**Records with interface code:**
_ _ _ _
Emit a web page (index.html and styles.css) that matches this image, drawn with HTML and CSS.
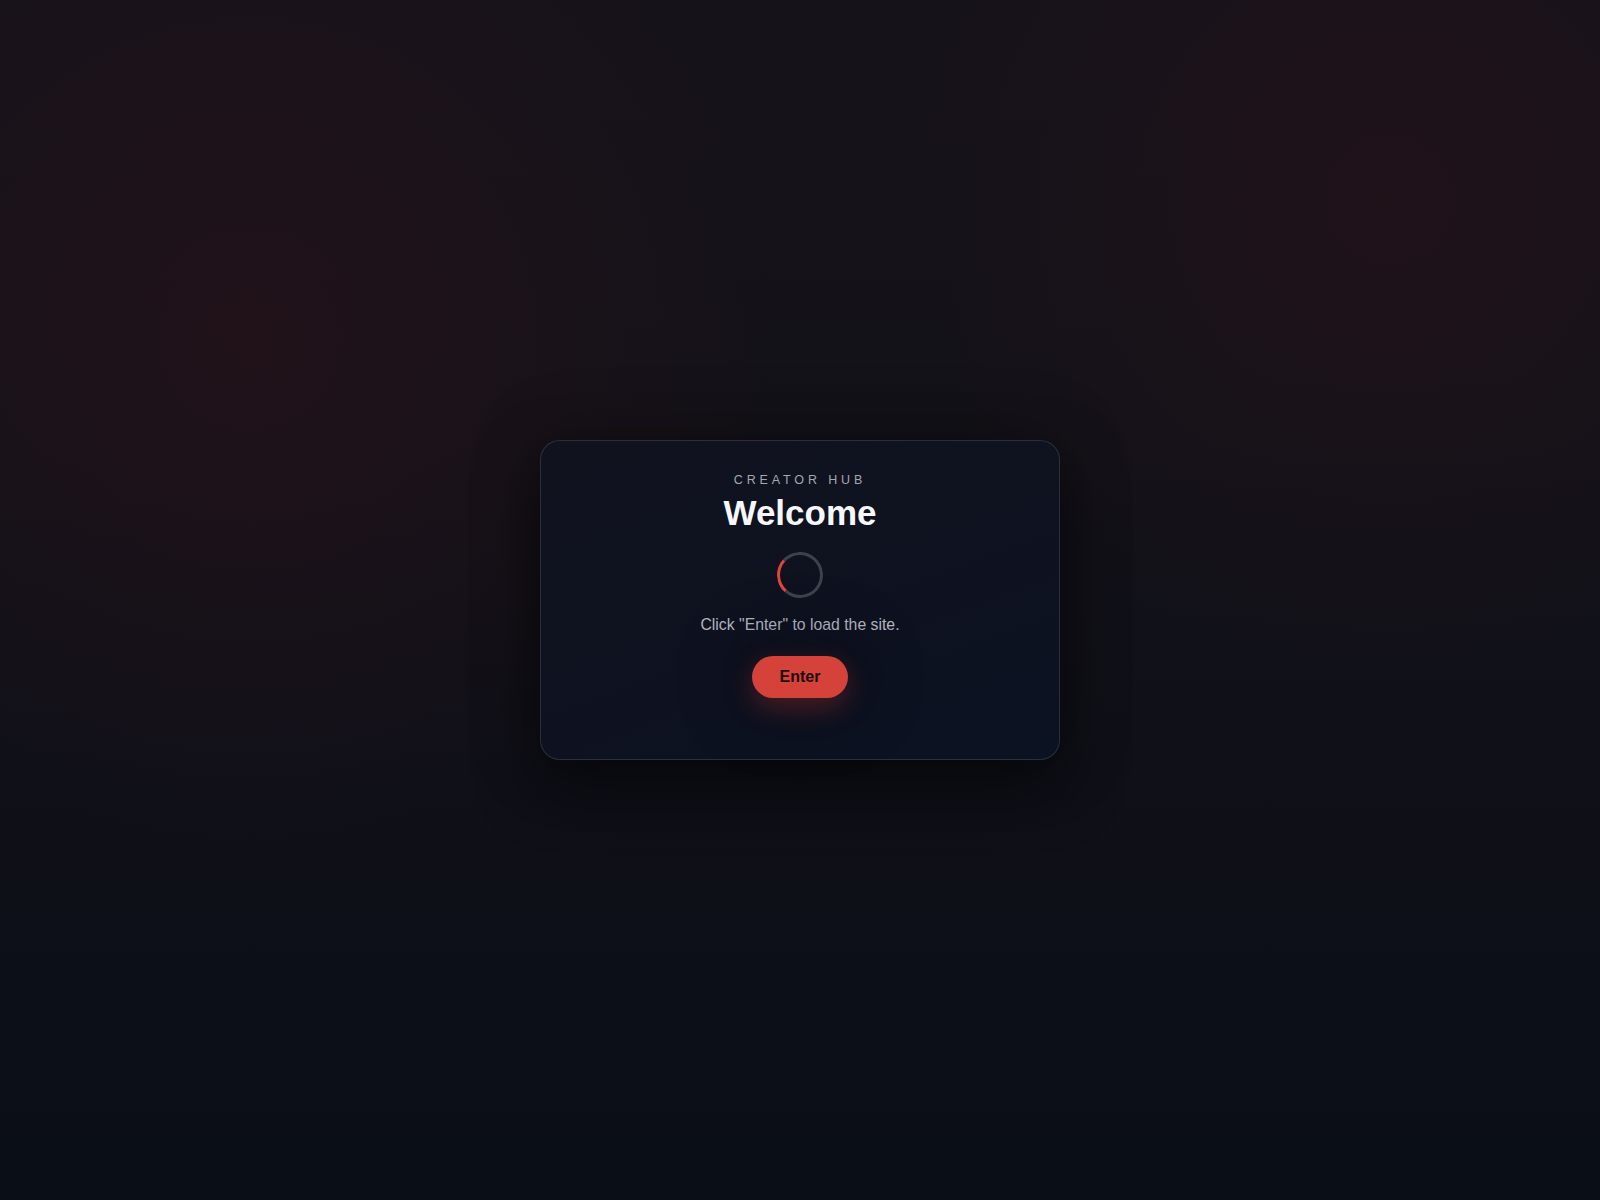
FILE: index.html
```html
<!DOCTYPE html>
<html lang="en">
<head>
<meta charset="utf-8">
<title>Creator Hub</title>
<link rel="stylesheet" href="styles.css">
</head>
<body>
<main class="stage">
  <section class="card">
    <div class="eyebrow">CREATOR HUB</div>
    <h1 class="title">Welcome</h1>
    <div class="spinner"></div>
    <p class="hint">Click "Enter" to load the site.</p>
    <button class="enter" type="button">Enter</button>
  </section>
</main>
</body>
</html>
```

FILE: styles.css
```css
* { box-sizing: border-box; }
html, body { margin: 0; height: 100%; }
body {
  font-family: "Liberation Sans", Arial, sans-serif;
  background:
    radial-gradient(circle 520px at 250px 340px, rgba(44, 18, 26, 0.55), rgba(44, 18, 26, 0.25) 50%, rgba(44, 18, 26, 0) 100%),
    radial-gradient(circle 480px at 1390px 200px, rgba(44, 18, 26, 0.5), rgba(44, 18, 26, 0.2) 50%, rgba(44, 18, 26, 0) 100%),
    linear-gradient(180deg, #16121a 0%, #141219 35%, #0f1018 65%, #0a0e17 100%);
  color: #f4f6fb;
  min-height: 1200px;
}
.stage {
  min-height: 1200px;
  display: flex;
  align-items: center;
  justify-content: center;
}
.card {
  width: 520px;
  height: 320px;
  border-radius: 20px;
  border: 1px solid rgba(255, 255, 255, 0.12);
  background: linear-gradient(160deg, #10131e 0%, #0e1220 60%, #0b1222 100%);
  box-shadow: 0 24px 60px rgba(0, 0, 0, 0.5), 0 0 70px rgba(0, 0, 0, 0.25);
  display: flex;
  flex-direction: column;
  align-items: center;
  padding-top: 31px;
}
.eyebrow {
  font-size: 12.5px;
  line-height: 16px;
  letter-spacing: 0.31em;
  color: #a3a8b3;
}
.title {
  margin: 4px 0 0;
  font-size: 35px;
  line-height: 42px;
  font-weight: 700;
  color: #f5f7fc;
}
.spinner {
  margin-top: 18px;
  width: 46px;
  height: 46px;
  border-radius: 50%;
  border: 3px solid #3c414c;
  border-left-color: #e0443b;
  transform: rotate(-3deg);
}
.hint {
  margin: 17px 0 0;
  font-size: 15.8px;
  line-height: 19px;
  color: #b4b9c3;
}
.enter {
  margin-top: 22px;
  width: 96px;
  height: 42px;
  border: none;
  border-radius: 21px;
  background: #d4423a;
  color: #1a0b0b;
  font-family: "Liberation Sans", Arial, sans-serif;
  font-size: 16px;
  font-weight: 700;
  box-shadow: 0 10px 28px rgba(214, 64, 56, 0.3), 0 0 60px 20px rgba(6, 8, 14, 0.3);
  cursor: pointer;
}
```
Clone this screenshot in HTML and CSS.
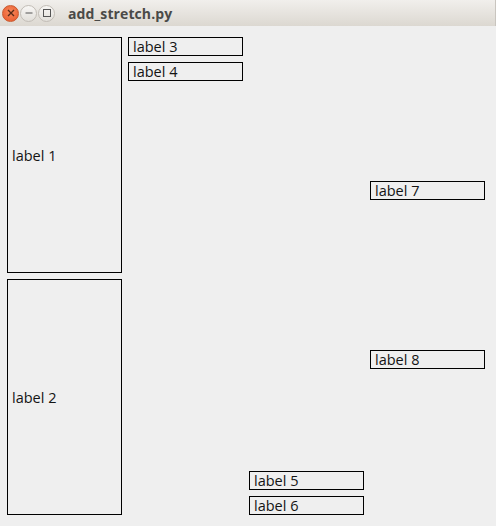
_ _ _ _
**EXERCISE DETAILS:** Transcribe the complete set of entries verbatim. No pictures belong in the copy.

**ANSWER TO THIS EXERCISE:**
Emit a web page (index.html and styles.css) that matches this image, drawn with HTML and CSS.
FILE: index.html
```html
<!DOCTYPE html>
<html lang="en">
<head>
<meta charset="utf-8">
<title>Creator Hub</title>
<link rel="stylesheet" href="styles.css">
</head>
<body>
<main class="stage">
  <section class="card">
    <div class="eyebrow">CREATOR HUB</div>
    <h1 class="title">Welcome</h1>
    <div class="spinner"></div>
    <p class="hint">Click "Enter" to load the site.</p>
    <button class="enter" type="button">Enter</button>
  </section>
</main>
</body>
</html>
```

FILE: styles.css
```css
* { box-sizing: border-box; }
html, body { margin: 0; height: 100%; }
body {
  font-family: "Liberation Sans", Arial, sans-serif;
  background:
    radial-gradient(circle 520px at 250px 340px, rgba(44, 18, 26, 0.55), rgba(44, 18, 26, 0.25) 50%, rgba(44, 18, 26, 0) 100%),
    radial-gradient(circle 480px at 1390px 200px, rgba(44, 18, 26, 0.5), rgba(44, 18, 26, 0.2) 50%, rgba(44, 18, 26, 0) 100%),
    linear-gradient(180deg, #16121a 0%, #141219 35%, #0f1018 65%, #0a0e17 100%);
  color: #f4f6fb;
  min-height: 1200px;
}
.stage {
  min-height: 1200px;
  display: flex;
  align-items: center;
  justify-content: center;
}
.card {
  width: 520px;
  height: 320px;
  border-radius: 20px;
  border: 1px solid rgba(255, 255, 255, 0.12);
  background: linear-gradient(160deg, #10131e 0%, #0e1220 60%, #0b1222 100%);
  box-shadow: 0 24px 60px rgba(0, 0, 0, 0.5), 0 0 70px rgba(0, 0, 0, 0.25);
  display: flex;
  flex-direction: column;
  align-items: center;
  padding-top: 31px;
}
.eyebrow {
  font-size: 12.5px;
  line-height: 16px;
  letter-spacing: 0.31em;
  color: #a3a8b3;
}
.title {
  margin: 4px 0 0;
  font-size: 35px;
  line-height: 42px;
  font-weight: 700;
  color: #f5f7fc;
}
.spinner {
  margin-top: 18px;
  width: 46px;
  height: 46px;
  border-radius: 50%;
  border: 3px solid #3c414c;
  border-left-color: #e0443b;
  transform: rotate(-3deg);
}
.hint {
  margin: 17px 0 0;
  font-size: 15.8px;
  line-height: 19px;
  color: #b4b9c3;
}
.enter {
  margin-top: 22px;
  width: 96px;
  height: 42px;
  border: none;
  border-radius: 21px;
  background: #d4423a;
  color: #1a0b0b;
  font-family: "Liberation Sans", Arial, sans-serif;
  font-size: 16px;
  font-weight: 700;
  box-shadow: 0 10px 28px rgba(214, 64, 56, 0.3), 0 0 60px 20px rgba(6, 8, 14, 0.3);
  cursor: pointer;
}
```
Clone this screenshot in HTML and CSS.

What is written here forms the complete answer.